NEWSTEAD ABBEY: FREE STANDING IN MORE WAYS THAN ONE

Tamworth Scaffolding has a long-standing reputation for excellence in providing access for renovation work on historic houses and monuments.

The company understands that every project is unique and provides solutions that are sympathetic to the preservation of historic buildings.

There is often the requirement that scaffold is freestanding with no contact points to the historic building.

Perhaps there is no better example of this than the Tamworth Scaffolding project at Newstead Abbey in Nottingham.

Newstead Abbey may be known as a magnificent country house with its links to Lord Byron, but it is the facade of Nottinghamshire's most historic abbey that gives the house its name.
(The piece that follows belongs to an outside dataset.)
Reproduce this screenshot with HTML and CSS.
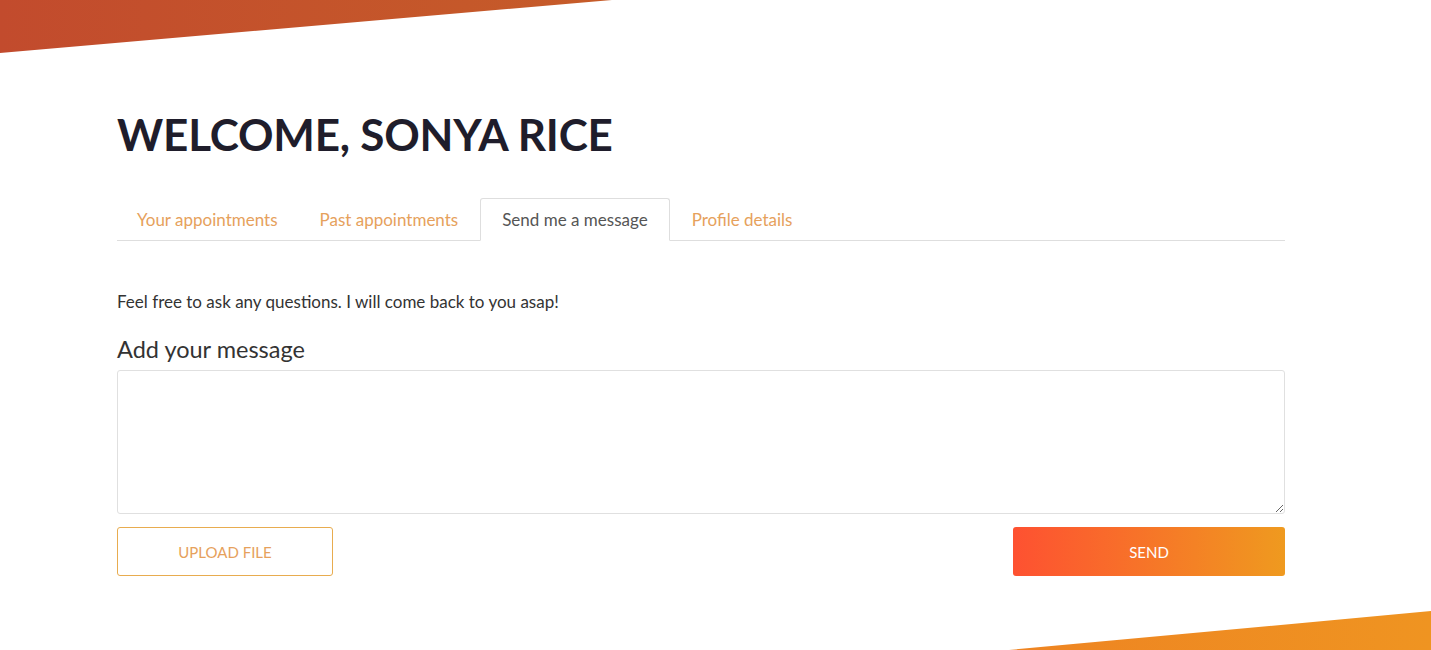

The fact that Newstead Abbey's West Front is the only part of the priory church - built in 1170 - still standing is thought to be a minor miracle: Keeping the West Front would have been seen as highly provocative at the time of The Dissolution of the Monasteries by Henry VIII.

750 years after it was built, renovation work required the pinnacles at the top of the façade to be removed – and that required another minor miracle – this time in the form of scaffolding erected by Tamworth Scaffolding.

The nature of the ruin – a tall, single width stone wall meant that the scaffolding had to be totally free standing with no contact points whatsoever, and to feature lifting beams to enable the pinnacles to be safely removed.